It’s all left to our imaginations what Charles Laughton would have accomplished in his career if his first foray into filmmaking with The Night of the Hunter was not critically derided upon its initial release. If you were Laughton, actor and one-time director, who gave your all to create this masterwork only to be lambasted to the ground by the 1950’s conservative audience and banned from picking up the camera by studios who considered you a fluke, chances are you’ll be eternally disheartened and a return to your previous job seemed a more viable option. Laughton never directed again, which is rather saddening, and this exquisitely singular and bold work serves as a contemporary cinematic lesson to us all – think first before you haphazardly condemn a film. It’s far easier to create bile than to give serious thought to a directorial work such as Laughton’s, who was criminally robbed from the great things he would have contributed to American filmmaking.
The injustice in question is evident in The Night of the Hunter‘s assured artistic vision of an American Gothic parable, which is equal parts socio-political commentary, indictment on religion and a Brothers Grimm-inspired tale of innocence and morality. That something so wondrously unique was inconceivably misunderstood, taking the film decades to shake off its cob-webbed reputation and emerge as a dark horse in cinema, gaining robust stride and reappraisal over time. It now presently resides on the second spot of Cahiers du Cinema‘s most beautiful films ever made next to Citizen Kane, and is currently waltzing back into our picturehouses in a glorious restoration courtesy of Park Circus Films. It’s hard not to watch works from David Lynch, Martin Scorcese and even Guillermo Del Toro and not think of Laughton’s sheer influence on these directors.
This seemingly straightforward good-vs-evil narrative takes a darker, more chilling depth when the film places front-and-centre a villain in the form of a self-styled, Bible-quoting evangelical preacher Reverend Harry Powell – played to an unforgettably iconic, menacing and complex performance by Robert Mitchum – who appropriates himself as patriarchal figure of this down-on-their-luck, fatherless family of three. His tattooed knuckles, ‘love’ on one hand and ‘hate’ on the other, when intertwined becomes Hunter‘s enduring thesis on religious fundamentalism, blurring these two ideological emotions together, masking greed and control beneath the benevolent fingers of good intentions.

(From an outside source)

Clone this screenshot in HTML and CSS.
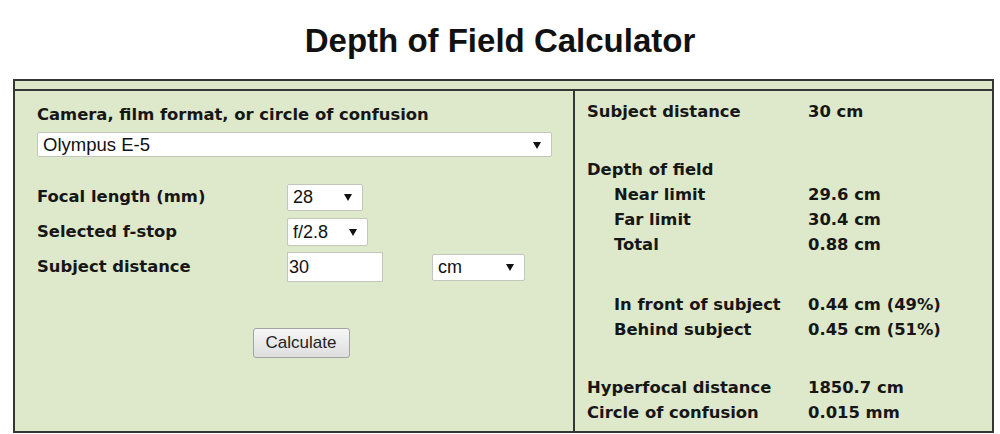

Mitchum’s Powell learns about a lump-sum of cash hidden around the estate of Shelly Winters’ widower Willa Harper, and he’s hellbent in locating the fortune, going as far as marrying into the family and terrorising the children out of their wits.
Which leads us to a few of cinema history’s most startlingly beautiful compositions – a German Expressionist-inspired murder sequence under a high-vaulted ceilings of crepuscular shadows, an eerie underwater shot of Winter’s corpse and her hair billowing amongst the weeds, a harrowing chase scene along cellar stairs and an extended, deeply poetic river sequence that audaciously shifts into surrealism without losing its power nor its heartbreaking poignancy. In many respects, The Night of the Hunter is a horror film, and one that would indubitably haunt your nightmares, especially the monstrosity of Mitchum’s Powell. But Laughton suggests that real horror does not only come from the chase scenes – but in the stark, terrifying reality when children don’t have anywhere to run to anymore. The boy John (an incredibly stoic, moving performance by child actor Billy Chapin) had to shake off childish acts and grow up quickly to protect his younger sister Pearl (Sally Jane Bruce) when there are no adults around to help. There is no better metaphor than the sight of Reverend Powell mounted on a horse, striding along a stark, nightmarish landscape whilst whistling a ghastly tune, as the poor, frightened orphaned children cower in a barn – the essence of pure evil comes from a primal place where greed and desire for monetary power lurch, ready to crush innocence at all cost. Nearly five decades after its first release, this still remains profoundly resonant.